Iti pi so are the first syllables of the Buddhānussati, recollection of the qualities of the Buddha (pali text above). The translation is,

“Thus indeed is he, the Blessed One: the Holy One, fully enlightened,
endowed with clear vision and virtuous conduct, sublime, knower of worlds,
incomparable leader of men to be tamed, the teacher of gods and men, enlightened and blessed”

The syllables IITIPISO are instantly familiar to Buddhists and evoke this recollection, even without needing to chant the whole. It is an example of how syllables come to represent sacred texts, and to embody the meaning and power of those texts, a tradition which will be discussed further on this site. The complete Buddhānussati is shown around the footprint below in Cambodian khom script, starting left inner clockwise I TI PI SO BHA GA VĀ A RA HAṂ, to left outer clockwise, ending right inner clockwise BU DDHO BHA GA VĀ TI.

Similarly, the core Buddhist meditation practices of Samatha and Vipassanā - tranquility and insight - are also recognisable across different traditions, whether Southeast Asian, Tibetan, Japanese or Chinese, etc., despite surface differences in ritual and preliminary techniques. Thus a Tibetan meditator adept in Shine/Shamatha, will have no difficulty in recognising a Southeast Asian samatha practitioner, or a Chinese Zen/Chan meditator, since the central experience of the absorptions or jhānas is the same (in fact Chan is the Chinese word for jhāna). This is more than a recognition of technique, or a cognitive intellectual recognition; what is recognised is embodied in the body of the meditator, and felt. The stillness of jhāna.

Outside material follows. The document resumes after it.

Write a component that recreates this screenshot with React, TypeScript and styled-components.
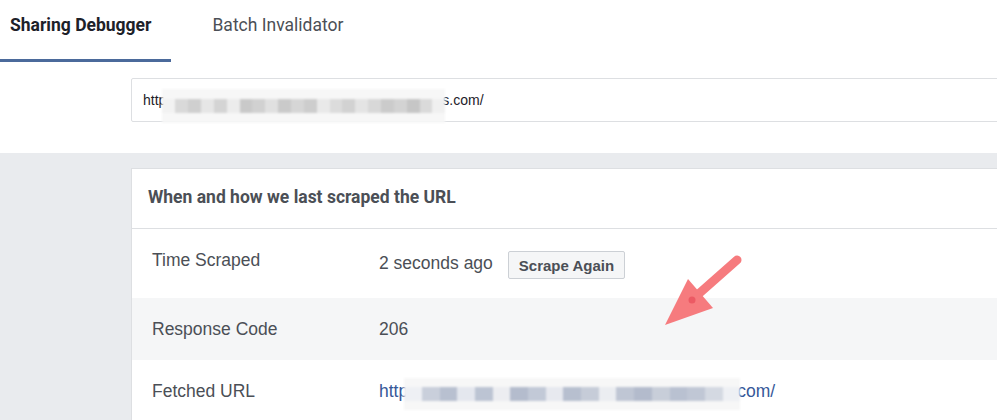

The teaching of Buddhist meditation in the West has developed strongly since the 1960s, such that there is now widespread familiarity with words such as “mindfulness" and “vipassanā". A very basic approach to mindfulness, for example, is used in mindfulness-based cognitive therapy, (MBCT) introduced into the UK Health Service in 2010 as a treatment for recurrent depression. Vipassanā for a while became a catch-all term for Buddhist meditation, particularly in the 1960s and 70s, and it is only relatively recently that samatha meditation is becoming better understood in the West.

The development of meditation teachings in the West has also paralleled major upheavals in source countries such as Tibet, as well as reforms and upheavals in Southeast Asian countries such as Thailand, Cambodia, Burma, Laos, Vietnam and Sri Lanka. Some of the “reforms”, as in early 19th century Thailand when a new ordination line, the Thammayutika Nikāya, was formed, continued into 1950s Thailand with the two sects the Thammayutika Nikāya and the Mahā Nikāya vying for influence , seeking to modernise and Westernise Buddhist practices. This was at the expense of centuries-old esoteric practices related to the samatha tradition, suppressed in favour of the “dry” Burmese vipassanā practice which was heavily promoted in the 1950s.

Research in Cambodia by L'École Française d'Extrême-Orient (EFEO), and in particular by the French ethnologist François Bizot since the 1970s, has recovered a number of old palm-leaf manuscripts related to the older practices, with similar texts also found in Thailand and Sri Lanka. This has opened up an interest in what has come to be known as Tantric Theravāda, or Boran Kammathāna (ancient practices), or the way of the Yogāvacara. Because of the cryptic nature of these texts, which reflect only fragments of what has always been an oral tradition, there is great scope for misinterpretations and misunderstandings if taken out of context from direct meditation experience.